The circumstances of the gospels make the reliability of the authors even more important.

It is often argued that we can trust the gospels because if they were inaccurate people would have been around who knew better who could call “foul.”  Unfortunately this argument does not hold water.  First, even if Mark is writing just before the Romans cleared out Jerusalem, the gospels aren’t mentioned in any other writings until about the middle of the second century.  So, how many people could have read them and checked things out before then?  Can’t exactly say, “Hey Peter, is this right?” at that point.  Secondly, the gospels don’t seem to have been written in Palestine, “Mark” seems to have been writing in Rome or Syria (and not all that familiar with Palestine itself.)  Probably not too many folks around to contradict him.

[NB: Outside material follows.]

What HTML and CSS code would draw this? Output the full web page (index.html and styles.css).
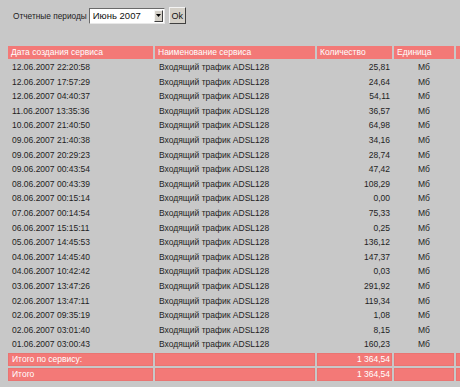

William Lane Craig makes some other arguments for the historicity of the gospels, regardless of who wrote them.

Craig, in a disingenuous way says that “Laymen who do not understand historical method sometimes demand sources for the life of Jesus outside the New Testament–as if a document’s being later collected into an anthology somehow impugns its historical credibility!”  By which he means that the gospels should be considered independent accounts that just happen to be bundled together in one book.  He knows as well as anybody that gospels are not independent.  And he also knows that the epistles (some of which are forged!) do not corroborate the gospels in pretty much any way.  Paul never mentions any historical details of the life of Jesus.

There is one book that says that it bridges the gap between the gospels and the epistles is the Acts of the Apostles, which is actually the second half of the gospel of Luke.  Here is what Craig has to say about Luke:

Now who was this author whom we call Luke? From what he says, he was clearly not himself an eyewitness to Jesus’ life. But we discover an important fact about him from the book of Acts. Beginning in the 16th chapter of Acts, when Paul reaches Troas in modern-day Turkey, the author suddenly starts using the first-person plural: “we set sail from Troas to Samothrace,” “we remained in Philippi some days,” “as we were going to the place of prayer,” etc. The most obvious explanation is that the author had joined Paul’s entourage on his evangelistic tour of the Mediterranean cities. In chapter 21 he accompanies Paul back to Palestine and finally to Jerusalem. What this means is that the author of Luke-Acts was, in fact, in first-hand contact with the eyewitnesses of Jesus’ life and ministry in Jerusalem.

The Luke that the book is attributed to was supposedly a traveling companion of Paul, so what Craig is really saying is that, nudge, nudge, wink, wink, Luke is really written by Luke!  Or someone just exactly like him.  So, suddenly it does matter who wrote the gospel!  Craig pictures Luke as a “careful historian,” and so on.  But there are real problems with this.  First “Luke” is writing anywhere from 30 to 75 years after Paul and secondly there are many things in Acts which contradict things Paul wrote himself.  Considering that the Paul is the ONLY known, genuine New Testament author, I think we have to take his word over that of someone unknown writing in another time and another place.  The fact that “Luke” can write in the style of a historian does not make him one —  or his story any more true.  And is Dr. Craig so credulous that it doesn’t bother him that “Luke” “suddenly starts using the first-person plural.”  Dropped in a couple lines from an old draft?  Added later by a scribe?  We don’t have the original, so who knows where this comes from.

My conclusion is that Dr. Craig is right, it doesn’t matter who wrote the gospels because they are a work of literature, not in any way a history.